More than a third of DB pension schemes are not taking action to address potential funding level issues as a result of the Covid-19 crisis.
A survey of scheme managers and trustees found those that were taking action were expecting to extend the time it takes to reach full funding, rather than seek additional contributions from sponsors
This survey was carried out by Willis Towers Watson across 90 DB schemes. The funding levels for many DB schemes will have fallen, due to adverse market conditions following the coronavirus pandemic.
Willis Towers Watson found 36 per cent of schemes were were not making any changes to their journey plan in reaction to falls in funding levels. Meanwhile 31 per cent were considering extending their time horizons, with only 15 per cent saying additional cash was the answer.
As a result, the majority of pension schemes will be relying heavily on achieving consistent investment returns over the long term, emphasising the urgency for trustees to ensure they have a robust portfolio construction process in place.
Respondents also highlighted a number of governance challenges that they are currently facing. A total of 37 per cent said they are struggling with making decisions in this uncertain environment, while over 22 per cent said that strategic initiatives had been diverted or delayed, whilst 11 per cent are struggling with enough time and resources to divert to pension issues.

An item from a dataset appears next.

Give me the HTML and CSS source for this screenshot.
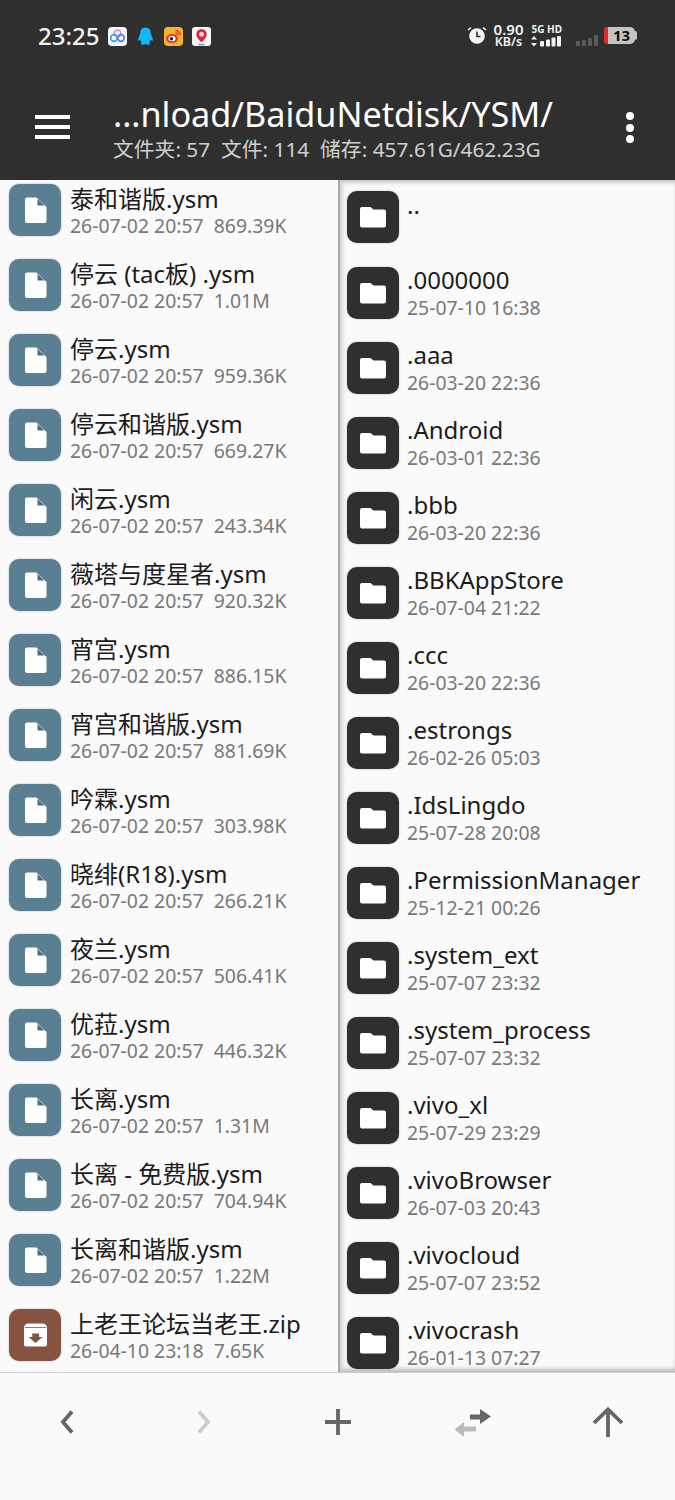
FILE: index.html
```html
<!DOCTYPE html>
<html lang="en">
<head>
<meta charset="UTF-8" />
<meta name="viewport" content="width=device-width, initial-scale=1" />
<title>File Manager</title>
<link rel="stylesheet" href="styles.css">
</head>
<body>

<svg class="defs" width="0" height="0">
  <symbol id="file" viewBox="0 0 52 52">
    <path d="M16 15.500a2 2 0 0 1 2-2h9.500l10 9.500v14a2 2 0 0 1-2 2h-17.500a2 2 0 0 1-2-2z" fill="#fff"/>
    <path d="M28.500 15v6.500h7z" fill="#4d6c7d"/>
  </symbol>
  <symbol id="folder" viewBox="0 0 52 52">
    <path d="M13 18a2 2 0 0 1 2-2h8.500l3 2.500h10.500a2 2 0 0 1 2 2v14a2 2 0 0 1-2 2h-22a2 2 0 0 1-2-2z" fill="#fff"/>
  </symbol>
  <symbol id="zip" viewBox="0 0 52 52">
    <path d="M15 19a4.500 4.500 0 0 1 4.500-4.500h14a4.500 4.500 0 0 1 4.500 4.500v16.500a2 2 0 0 1-2 2h-19a2 2 0 0 1-2-2z" fill="#fff"/>
    <path d="M16 18.500h21" stroke="#85533f" stroke-width=".8"/>
    <path d="M23 24.500h7v3.500h3.500l-7 6-7-6h4z" fill="#85533f"/>
  </symbol>
</svg>

<header class="topbar">
  <div class="status">
    <span class="clock">23:25</span>
    <div class="notif">
      <svg width="19" height="19" viewBox="0 0 19 19"><rect width="19" height="19" rx="4" fill="#f4f6fa"/><circle cx="9.500" cy="6.500" r="3.300" fill="none" stroke="#e58cc4" stroke-width="1.700"/><circle cx="6" cy="11" r="3.300" fill="none" stroke="#3aa6e0" stroke-width="1.700"/><circle cx="13" cy="11" r="3.300" fill="none" stroke="#5a7fe0" stroke-width="1.700"/></svg>
      <svg width="19" height="19" viewBox="0 0 19 19"><path d="M9.500 .5c3.800 0 5.300 2.900 5.300 5.700 0 1.800 2.400 4.600 2 7-.3 1.100-1.500.2-2-.6-.3 1.300-.8 2.200-1.500 2.800 1 .6 1.300 1.800 0 2.200-1.500.4-2.800.1-3.800-.6-1 .7-2.300 1-3.800.6-1.300-.4-1-1.600 0-2.200-.7-.6-1.200-1.500-1.500-2.800-.5.800-1.700 1.700-2 .6-.4-2.400 2-5.200 2-7C4.200 3.400 5.700.5 9.500.5z" fill="#12b7f5"/></svg>
      <svg width="19" height="19" viewBox="0 0 19 19"><rect width="19" height="19" rx="4" fill="#f5b32f"/><ellipse cx="8" cy="11.500" rx="6" ry="4.500" fill="#e6322d"/><ellipse cx="8" cy="11.500" rx="3.500" ry="2.800" fill="#fff"/><circle cx="7.500" cy="11.700" r="1.700" fill="#222"/><path d="M11.500 3.500a5 5 0 0 1 5 5M11.500 6a2.500 2.500 0 0 1 2.500 2.500" fill="none" stroke="#e6322d" stroke-width="1.300"/></svg>
      <svg width="19" height="19" viewBox="0 0 19 19"><rect width="19" height="19" rx="3" fill="#f8f8f8"/><path d="M9.500 2a5.200 5.200 0 0 1 5.200 5.200c0 3-2.700 5.300-5.200 8.300-2.500-3-5.200-5.300-5.200-8.300A5.200 5.200 0 0 1 9.500 2z" fill="#d9263a"/><circle cx="9.500" cy="7.200" r="2.500" fill="#f6c9cf"/><path d="M6.500 17.500h6" stroke="#7a8fd0" stroke-width="1.500"/></svg>
    </div>
    <div class="sys">
      <svg width="20" height="20" viewBox="0 0 20 20"><circle cx="10" cy="11" r="7.800" fill="#f4f4f4"/><path d="M10 6.500v5h3.500" fill="none" stroke="#2f2f2f" stroke-width="1.600"/><path d="M1 5l3-2.500M19 5l-3-2.500" stroke="#f4f4f4" stroke-width="1.600"/></svg>
      <div class="speed"><span class="speed-num">0.90</span><span class="speed-unit">KB/s</span></div>
      <div class="sim">
        <span class="sim-label">5G HD</span>
        <svg width="30" height="11" viewBox="0 0 30 11"><path d="M3 0l3 3.500H0zM3 10.500L0 7h6z" fill="#f4f4f4"/><rect x="9" y="5" width="4" height="5.500" rx="1" fill="#f4f4f4"/><rect x="15" y="3.500" width="4" height="7" rx="1" fill="#f4f4f4"/><rect x="20.500" y="1.500" width="4" height="9" rx="1" fill="#f4f4f4"/><rect x="26" y="0" width="4" height="10.500" rx="1" fill="#f4f4f4"/></svg>
      </div>
      <svg class="sig2" width="22" height="11" viewBox="0 0 22 11"><rect x="0" y="6" width="4" height="5" rx="1"/><rect x="6" y="5" width="4" height="6" rx="1"/><rect x="12" y="3" width="4" height="8" rx="1"/><rect x="18" y="0" width="4" height="11" rx="1"/></svg>
      <div class="battery"><i class="battery-red"></i><b>13</b><i class="battery-nub"></i></div>
    </div>
  </div>
  <div class="toolbar">
    <div class="menu"><i></i><i></i><i></i></div>
    <div class="path">
      <div class="path-name">...nload/BaiduNetdisk/YSM/</div>
      <div class="path-info">文件夹: 57&nbsp; 文件: 114&nbsp; 储存: 457.61G/462.23G</div>
    </div>
    <div class="more"><i></i><i></i><i></i></div>
  </div>
</header>

<main class="panes">
  <section class="pane pane-left">
    <div class="list">
      <div class="row"><svg class="ico ico-file"><use href="#file"/></svg><div class="txt"><div class="name">泰和谐版.ysm</div><div class="meta">26-07-02 20:57&nbsp; 869.39K</div></div></div>
      <div class="row"><svg class="ico ico-file"><use href="#file"/></svg><div class="txt"><div class="name">停云 (tac板) .ysm</div><div class="meta">26-07-02 20:57&nbsp; 1.01M</div></div></div>
      <div class="row"><svg class="ico ico-file"><use href="#file"/></svg><div class="txt"><div class="name">停云.ysm</div><div class="meta">26-07-02 20:57&nbsp; 959.36K</div></div></div>
      <div class="row"><svg class="ico ico-file"><use href="#file"/></svg><div class="txt"><div class="name">停云和谐版.ysm</div><div class="meta">26-07-02 20:57&nbsp; 669.27K</div></div></div>
      <div class="row"><svg class="ico ico-file"><use href="#file"/></svg><div class="txt"><div class="name">闲云.ysm</div><div class="meta">26-07-02 20:57&nbsp; 243.34K</div></div></div>
      <div class="row"><svg class="ico ico-file"><use href="#file"/></svg><div class="txt"><div class="name">薇塔与度星者.ysm</div><div class="meta">26-07-02 20:57&nbsp; 920.32K</div></div></div>
      <div class="row"><svg class="ico ico-file"><use href="#file"/></svg><div class="txt"><div class="name">宵宫.ysm</div><div class="meta">26-07-02 20:57&nbsp; 886.15K</div></div></div>
      <div class="row"><svg class="ico ico-file"><use href="#file"/></svg><div class="txt"><div class="name">宵宫和谐版.ysm</div><div class="meta">26-07-02 20:57&nbsp; 881.69K</div></div></div>
      <div class="row"><svg class="ico ico-file"><use href="#file"/></svg><div class="txt"><div class="name">吟霖.ysm</div><div class="meta">26-07-02 20:57&nbsp; 303.98K</div></div></div>
      <div class="row"><svg class="ico ico-file"><use href="#file"/></svg><div class="txt"><div class="name">晓绯(R18).ysm</div><div class="meta">26-07-02 20:57&nbsp; 266.21K</div></div></div>
      <div class="row"><svg class="ico ico-file"><use href="#file"/></svg><div class="txt"><div class="name">夜兰.ysm</div><div class="meta">26-07-02 20:57&nbsp; 506.41K</div></div></div>
      <div class="row"><svg class="ico ico-file"><use href="#file"/></svg><div class="txt"><div class="name">优菈.ysm</div><div class="meta">26-07-02 20:57&nbsp; 446.32K</div></div></div>
      <div class="row"><svg class="ico ico-file"><use href="#file"/></svg><div class="txt"><div class="name">长离.ysm</div><div class="meta">26-07-02 20:57&nbsp; 1.31M</div></div></div>
      <div class="row"><svg class="ico ico-file"><use href="#file"/></svg><div class="txt"><div class="name">长离 - 免费版.ysm</div><div class="meta">26-07-02 20:57&nbsp; 704.94K</div></div></div>
      <div class="row"><svg class="ico ico-file"><use href="#file"/></svg><div class="txt"><div class="name">长离和谐版.ysm</div><div class="meta">26-07-02 20:57&nbsp; 1.22M</div></div></div>
      <div class="row"><svg class="ico ico-zip"><use href="#zip"/></svg><div class="txt"><div class="name">上老王论坛当老王.zip</div><div class="meta">26-04-10 23:18&nbsp; 7.65K</div></div></div>
    </div>
  </section>
  <section class="pane pane-right">
    <div class="list">
      <div class="row row-up"><svg class="ico ico-folder"><use href="#folder"/></svg><div class="txt"><div class="name">..</div></div></div>
      <div class="row"><svg class="ico ico-folder"><use href="#folder"/></svg><div class="txt"><div class="name">.0000000</div><div class="meta">25-07-10 16:38</div></div></div>
      <div class="row"><svg class="ico ico-folder"><use href="#folder"/></svg><div class="txt"><div class="name">.aaa</div><div class="meta">26-03-20 22:36</div></div></div>
      <div class="row"><svg class="ico ico-folder"><use href="#folder"/></svg><div class="txt"><div class="name">.Android</div><div class="meta">26-03-01 22:36</div></div></div>
      <div class="row"><svg class="ico ico-folder"><use href="#folder"/></svg><div class="txt"><div class="name">.bbb</div><div class="meta">26-03-20 22:36</div></div></div>
      <div class="row"><svg class="ico ico-folder"><use href="#folder"/></svg><div class="txt"><div class="name">.BBKAppStore</div><div class="meta">26-07-04 21:22</div></div></div>
      <div class="row"><svg class="ico ico-folder"><use href="#folder"/></svg><div class="txt"><div class="name">.ccc</div><div class="meta">26-03-20 22:36</div></div></div>
      <div class="row"><svg class="ico ico-folder"><use href="#folder"/></svg><div class="txt"><div class="name">.estrongs</div><div class="meta">26-02-26 05:03</div></div></div>
      <div class="row"><svg class="ico ico-folder"><use href="#folder"/></svg><div class="txt"><div class="name">.IdsLingdo</div><div class="meta">25-07-28 20:08</div></div></div>
      <div class="row"><svg class="ico ico-folder"><use href="#folder"/></svg><div class="txt"><div class="name">.PermissionManager</div><div class="meta">25-12-21 00:26</div></div></div>
      <div class="row"><svg class="ico ico-folder"><use href="#folder"/></svg><div class="txt"><div class="name">.system_ext</div><div class="meta">25-07-07 23:32</div></div></div>
      <div class="row"><svg class="ico ico-folder"><use href="#folder"/></svg><div class="txt"><div class="name">.system_process</div><div class="meta">25-07-07 23:32</div></div></div>
      <div class="row"><svg class="ico ico-folder"><use href="#folder"/></svg><div class="txt"><div class="name">.vivo_xl</div><div class="meta">25-07-29 23:29</div></div></div>
      <div class="row"><svg class="ico ico-folder"><use href="#folder"/></svg><div class="txt"><div class="name">.vivoBrowser</div><div class="meta">26-07-03 20:43</div></div></div>
      <div class="row"><svg class="ico ico-folder"><use href="#folder"/></svg><div class="txt"><div class="name">.vivocloud</div><div class="meta">25-07-07 23:52</div></div></div>
      <div class="row"><svg class="ico ico-folder"><use href="#folder"/></svg><div class="txt"><div class="name">.vivocrash</div><div class="meta">26-01-13 07:27</div></div></div>
    </div>
  </section>
</main>

<nav class="bottombar">
  <button><svg width="30" height="30" viewBox="0 0 30 30"><path d="M19 4.500l-9 10.500 9 10.500" fill="none" stroke="#666" stroke-width="3.800"/></svg></button>
  <button><svg width="30" height="30" viewBox="0 0 30 30"><path d="M11 4.500l9 10.500-9 10.500" fill="none" stroke="#ccc" stroke-width="3.800"/></svg></button>
  <button><svg width="30" height="30" viewBox="0 0 30 30"><path d="M15 2v26M2 15h26" fill="none" stroke="#666" stroke-width="3.800"/></svg></button>
  <button><svg width="38" height="30" viewBox="0 0 38 30"><path d="M16 10h11" stroke="#666" stroke-width="5"/><path d="M26 2l11 7.500-11 7.500z" fill="#666"/><path d="M9 22h13" stroke="#bbb" stroke-width="5"/><path d="M10 15l-9.500 7.500 9.500 7.500z" fill="#bbb"/></svg></button>
  <button><svg width="32" height="32" viewBox="0 0 32 32"><path d="M16 31V4M2 17L16 3.500 30 17" fill="none" stroke="#666" stroke-width="3.800"/></svg></button>
</nav>

</body>
</html>
```

FILE: styles.css
```css
body {
  margin: 0;
  width: 675px;
  height: 1500px;
  overflow: hidden;
  background: #fafafa;
  font-family: "Noto Sans", "Noto Sans CJK SC", sans-serif;
  display: flex;
  flex-direction: column;
}
.defs {
  display: none;
}

.topbar {
  height: 180px;
  background: #2f2f2f;
  color: #fff;
  flex: none;
  display: flex;
  flex-direction: column;
}
.status {
  height: 70px;
  display: flex;
  align-items: center;
  padding: 0 38px;
  box-sizing: border-box;
}
.clock {
  font-size: 24px;
  font-weight: 500;
  color: #f2f2f2;
}
.notif {
  display: flex;
  gap: 9px;
  margin: 3px 0 0 9px;
}
.sys {
  margin-left: auto;
  display: flex;
  align-items: center;
}
.speed {
  display: flex;
  flex-direction: column;
  align-items: center;
  margin-left: 7px;
  font-weight: 600;
  color: #f2f2f2;
}
.speed-num {
  font-size: 15px;
  line-height: 13px;
}
.speed-unit {
  font-size: 12.500px;
  line-height: 12px;
}
.sim {
  display: flex;
  flex-direction: column;
  gap: 1px;
  margin-left: 8px;
}
.sim-label {
  font-size: 10px;
  line-height: 12px;
  font-weight: 700;
  color: #f2f2f2;
  white-space: nowrap;
}
.sig2 {
  fill: #5b5b5b;
  margin: 10px 0 0 14px;
}
.battery {
  width: 31px;
  height: 17px;
  margin: 0 2px 0 6px;
  border-radius: 5px;
  background: #c4c4c4;
  position: relative;
  color: #111;
  font-size: 15px;
  line-height: 17px;
  text-align: center;
  padding-left: 4px;
  box-sizing: border-box;
}
.battery b {
  font-weight: 700;
}
.battery-red {
  position: absolute;
  left: 0;
  top: 0;
  width: 4px;
  height: 17px;
  border-radius: 3px 0 0 3px;
  background: #e02b2b;
}
.battery-nub {
  position: absolute;
  right: -2px;
  top: 4px;
  width: 2px;
  height: 9px;
  border-radius: 0 2px 2px 0;
  background: #c4c4c4;
}

.toolbar {
  flex: 1;
  display: flex;
  align-items: flex-start;
}
.menu {
  width: 35px;
  margin: 45px 0 0 35px;
  display: flex;
  flex-direction: column;
  gap: 6px;
}
.menu i {
  display: block;
  height: 4px;
  background: #fff;
}
.path {
  margin: 20px 0 0 43px;
  flex: 1;
  min-width: 0;
}
.path-name {
  font-size: 34.200px;
  line-height: 47px;
  white-space: nowrap;
}
.path-info {
  font-size: 20.800px;
  line-height: 25px;
  color: #cfcfcf;
  white-space: nowrap;
}
.more {
  margin: 42px 41px 0 0;
  display: flex;
  flex-direction: column;
  gap: 3.500px;
}
.more i {
  display: block;
  width: 8px;
  height: 8px;
  border-radius: 50%;
  background: #fff;
}

.panes {
  height: 1192px;
  flex: none;
  display: flex;
  overflow: hidden;
}
.pane {
  overflow: hidden;
}
.pane-left {
  width: 338px;
  flex: none;
}
.pane-left .list {
  margin-top: -8px;
}
.pane-left .name {
  margin: 1px 0 -1px;
}
.pane-right {
  flex: 1;
  border-left: 2px solid #aaa;
  box-shadow: inset 5px 0 5px -3px #ccc, inset 0 4px 4px -2px #bbb, inset 0 -5px 4px -2px #bbb;
}
.pane-right .list {
  margin-left: -2px;
  margin-right: 2px;
}

.row {
  height: 75px;
  display: flex;
  align-items: center;
}
.ico {
  width: 52px;
  height: 52px;
  border-radius: 10px;
  flex: none;
  margin: 0 9px;
  box-shadow: 0 0 2px rgba(0, 0, 0, .3);
}
.ico-file {
  background: #5b7f92;
}
.ico-folder {
  background: #2f2f2f;
}
.ico-zip {
  background: #85533f;
}
.pane-right .ico {
  margin: 0 8px 0 9px;
}
.pane-right .txt {
  margin-bottom: 2px;
}
.txt {
  min-width: 0;
}
.name {
  font-size: 24px;
  line-height: 32px;
  color: #1c1c1c;
  white-space: nowrap;
}
.meta {
  font-size: 19.400px;
  line-height: 24px;
  color: #787878;
  white-space: nowrap;
}
.row-up {
  align-items: flex-start;
}
.row-up .ico {
  margin-top: 11px;
}
.row-up .txt {
  margin-top: 9px;
}

.bottombar {
  flex: 1;
  border-top: 1px solid #cdcdcd;
  background: #fafafa;
  display: grid;
  grid-template-columns: repeat(5, 1fr);
  grid-template-rows: 97px;
}
.bottombar button {
  background: none;
  border: none;
  padding: 0;
  display: flex;
  align-items: center;
  justify-content: center;
}
```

Only 8 per cent said IT infrastructure and/or remote working challenges were reducing committee effectiveness, suggesting that many schemes have managed to adapt relatively seamlessly to a new way of working.
Willis Towers Watson has published four key priorities that trustees and pension scheme managers should consider if their scheme is behind its journey plan or if they face the additional challenge of a weak sponsor, in this highly uncertain market environment.
These are:
- Make growth assets as robust as possible by diversifying away from equities.
- Hedge any unrewarded risks as far as possible. Consider increasing liability hedging, even at current yields.
- Revisit your risk and return needs, but don’t allow any lengthy strategy review to delay the urgent need to review your portfolio.
- Review roles and responsibilities. Increase your expertise by delegating areas that are sub-optimal and ensure you can access a full opportunity set of investments.
Pieter Steyn, head of Willis Towers Watson’s UK Fiduciary Management business, says: “Good governance sets organisations apart and in crisis situations such as we are facing in the midst of this pandemic, those schemes with good governance structures were better prepared going into this environment and will be better equipped to respond to stressed circumstances.
“Schemes may need to revisit their long term strategy in the months ahead but any review should not get in the way of the need to diversify.
“The impact of this crisis on markets and economies may still have a long way to go and nobody can forecast a path out of it with a great deal of confidence. However, for schemes relying on investment returns rather than cash we would prefer much more diversified growth asset exposure at present; for example, diversifying away from equity assets into liquid alternatives to reduce risk.
“Crisis situations can also provide an opportunity to reflect by asking whether the portfolio is fit for purpose, whether the scheme was less protected than expected and whether the existing governance model worked optimally to enable trustees to adapt investments where necessary for these rapidly changing circumstances.”